#### GIVEN MATERIAL ####

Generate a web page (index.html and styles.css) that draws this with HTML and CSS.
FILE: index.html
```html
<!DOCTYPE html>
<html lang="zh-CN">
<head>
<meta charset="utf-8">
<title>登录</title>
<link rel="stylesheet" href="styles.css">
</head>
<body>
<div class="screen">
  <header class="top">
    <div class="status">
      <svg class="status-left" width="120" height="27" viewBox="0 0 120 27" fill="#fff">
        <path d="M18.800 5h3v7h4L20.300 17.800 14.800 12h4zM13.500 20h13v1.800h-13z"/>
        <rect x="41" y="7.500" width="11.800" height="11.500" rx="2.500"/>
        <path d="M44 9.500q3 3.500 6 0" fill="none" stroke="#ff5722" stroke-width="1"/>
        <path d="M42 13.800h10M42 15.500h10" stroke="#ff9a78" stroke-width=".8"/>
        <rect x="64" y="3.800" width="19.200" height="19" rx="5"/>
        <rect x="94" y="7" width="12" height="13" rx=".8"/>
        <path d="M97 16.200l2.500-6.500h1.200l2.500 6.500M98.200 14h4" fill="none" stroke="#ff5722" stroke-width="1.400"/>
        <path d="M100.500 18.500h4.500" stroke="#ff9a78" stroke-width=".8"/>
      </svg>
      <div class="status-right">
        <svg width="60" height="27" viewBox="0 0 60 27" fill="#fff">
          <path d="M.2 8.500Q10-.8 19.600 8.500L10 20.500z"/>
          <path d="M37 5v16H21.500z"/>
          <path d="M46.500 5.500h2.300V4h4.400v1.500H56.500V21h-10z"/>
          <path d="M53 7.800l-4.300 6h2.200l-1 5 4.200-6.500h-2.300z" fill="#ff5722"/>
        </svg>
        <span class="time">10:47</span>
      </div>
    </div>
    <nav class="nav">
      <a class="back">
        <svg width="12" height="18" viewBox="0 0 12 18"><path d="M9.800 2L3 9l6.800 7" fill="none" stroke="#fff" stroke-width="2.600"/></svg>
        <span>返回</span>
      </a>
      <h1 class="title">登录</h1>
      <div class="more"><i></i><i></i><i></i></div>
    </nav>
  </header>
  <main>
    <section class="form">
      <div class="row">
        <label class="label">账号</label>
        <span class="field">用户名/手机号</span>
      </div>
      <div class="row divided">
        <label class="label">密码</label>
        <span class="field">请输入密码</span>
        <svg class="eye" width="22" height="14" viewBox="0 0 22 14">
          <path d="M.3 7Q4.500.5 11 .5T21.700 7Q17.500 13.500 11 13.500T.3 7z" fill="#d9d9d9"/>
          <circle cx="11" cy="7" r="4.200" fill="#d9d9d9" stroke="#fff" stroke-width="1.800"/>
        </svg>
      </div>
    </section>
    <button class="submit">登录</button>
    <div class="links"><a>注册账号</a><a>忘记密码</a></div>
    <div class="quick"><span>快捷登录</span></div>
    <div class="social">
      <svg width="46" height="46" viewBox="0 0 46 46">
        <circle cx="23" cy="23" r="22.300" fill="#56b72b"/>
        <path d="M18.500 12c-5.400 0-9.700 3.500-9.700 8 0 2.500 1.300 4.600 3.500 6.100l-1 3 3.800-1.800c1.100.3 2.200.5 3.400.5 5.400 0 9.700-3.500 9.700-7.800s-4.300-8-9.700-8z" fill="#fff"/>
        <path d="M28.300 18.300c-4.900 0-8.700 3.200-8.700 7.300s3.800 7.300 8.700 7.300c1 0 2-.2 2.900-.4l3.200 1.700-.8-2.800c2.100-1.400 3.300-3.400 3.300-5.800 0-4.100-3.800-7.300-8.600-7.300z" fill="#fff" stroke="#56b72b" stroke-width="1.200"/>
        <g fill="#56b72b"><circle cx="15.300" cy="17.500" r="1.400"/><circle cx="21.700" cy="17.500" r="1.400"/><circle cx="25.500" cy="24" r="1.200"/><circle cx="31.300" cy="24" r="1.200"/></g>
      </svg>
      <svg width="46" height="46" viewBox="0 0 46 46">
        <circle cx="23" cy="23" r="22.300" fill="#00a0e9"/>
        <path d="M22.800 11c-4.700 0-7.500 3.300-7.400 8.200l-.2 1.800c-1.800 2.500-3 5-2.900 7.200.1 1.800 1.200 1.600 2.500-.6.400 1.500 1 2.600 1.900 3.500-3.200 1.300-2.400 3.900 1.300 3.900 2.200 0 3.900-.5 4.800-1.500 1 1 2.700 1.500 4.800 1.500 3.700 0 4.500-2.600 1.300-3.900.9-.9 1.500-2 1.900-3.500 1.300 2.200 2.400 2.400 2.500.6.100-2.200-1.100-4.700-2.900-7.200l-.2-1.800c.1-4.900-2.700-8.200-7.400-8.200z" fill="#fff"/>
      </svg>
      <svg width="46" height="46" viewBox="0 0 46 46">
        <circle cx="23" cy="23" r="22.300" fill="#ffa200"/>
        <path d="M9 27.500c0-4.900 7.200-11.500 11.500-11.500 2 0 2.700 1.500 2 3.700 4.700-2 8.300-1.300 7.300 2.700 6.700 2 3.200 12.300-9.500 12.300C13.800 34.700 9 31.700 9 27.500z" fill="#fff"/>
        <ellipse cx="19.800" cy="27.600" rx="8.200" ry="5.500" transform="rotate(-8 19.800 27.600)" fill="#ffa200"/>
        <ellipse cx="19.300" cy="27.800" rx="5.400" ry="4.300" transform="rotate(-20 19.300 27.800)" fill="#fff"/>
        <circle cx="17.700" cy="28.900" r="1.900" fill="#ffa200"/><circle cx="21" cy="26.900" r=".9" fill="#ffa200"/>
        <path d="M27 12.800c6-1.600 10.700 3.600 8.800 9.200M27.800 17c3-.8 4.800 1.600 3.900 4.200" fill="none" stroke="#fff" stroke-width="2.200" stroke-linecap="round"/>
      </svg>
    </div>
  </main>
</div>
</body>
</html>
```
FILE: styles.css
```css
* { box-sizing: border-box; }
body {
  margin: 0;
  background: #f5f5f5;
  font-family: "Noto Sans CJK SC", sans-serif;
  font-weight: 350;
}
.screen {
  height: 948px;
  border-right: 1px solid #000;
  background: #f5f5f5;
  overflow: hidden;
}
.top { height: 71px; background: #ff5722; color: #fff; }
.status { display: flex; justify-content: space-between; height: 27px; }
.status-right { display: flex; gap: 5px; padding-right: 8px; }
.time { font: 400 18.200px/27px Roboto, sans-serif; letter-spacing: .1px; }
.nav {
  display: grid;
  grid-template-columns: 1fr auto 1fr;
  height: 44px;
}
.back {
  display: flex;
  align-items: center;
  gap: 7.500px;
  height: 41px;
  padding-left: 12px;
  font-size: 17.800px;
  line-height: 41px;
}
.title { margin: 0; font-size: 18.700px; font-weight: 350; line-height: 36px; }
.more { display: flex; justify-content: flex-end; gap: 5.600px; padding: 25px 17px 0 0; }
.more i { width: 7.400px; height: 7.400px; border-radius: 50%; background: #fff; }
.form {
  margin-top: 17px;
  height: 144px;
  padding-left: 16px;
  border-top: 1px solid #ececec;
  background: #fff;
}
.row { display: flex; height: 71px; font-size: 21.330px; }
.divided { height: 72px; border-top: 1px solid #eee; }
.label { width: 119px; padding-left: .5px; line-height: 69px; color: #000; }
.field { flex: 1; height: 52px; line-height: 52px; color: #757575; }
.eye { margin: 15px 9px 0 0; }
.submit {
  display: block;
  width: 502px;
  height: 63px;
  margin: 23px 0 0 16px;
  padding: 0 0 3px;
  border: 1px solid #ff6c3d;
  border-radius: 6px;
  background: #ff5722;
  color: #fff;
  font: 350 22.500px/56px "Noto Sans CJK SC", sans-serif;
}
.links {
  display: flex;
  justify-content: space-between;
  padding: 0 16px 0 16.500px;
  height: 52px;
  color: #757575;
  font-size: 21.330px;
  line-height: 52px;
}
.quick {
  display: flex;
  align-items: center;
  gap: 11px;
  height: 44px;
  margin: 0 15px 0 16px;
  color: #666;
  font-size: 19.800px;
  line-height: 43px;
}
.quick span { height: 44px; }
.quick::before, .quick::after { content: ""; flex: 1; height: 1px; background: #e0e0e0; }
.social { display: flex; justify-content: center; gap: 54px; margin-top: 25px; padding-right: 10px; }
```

####

**CHALLENGE**
Give only the number of lines in the material above that include the word "index".

**EXERCISE OUTPUT**
2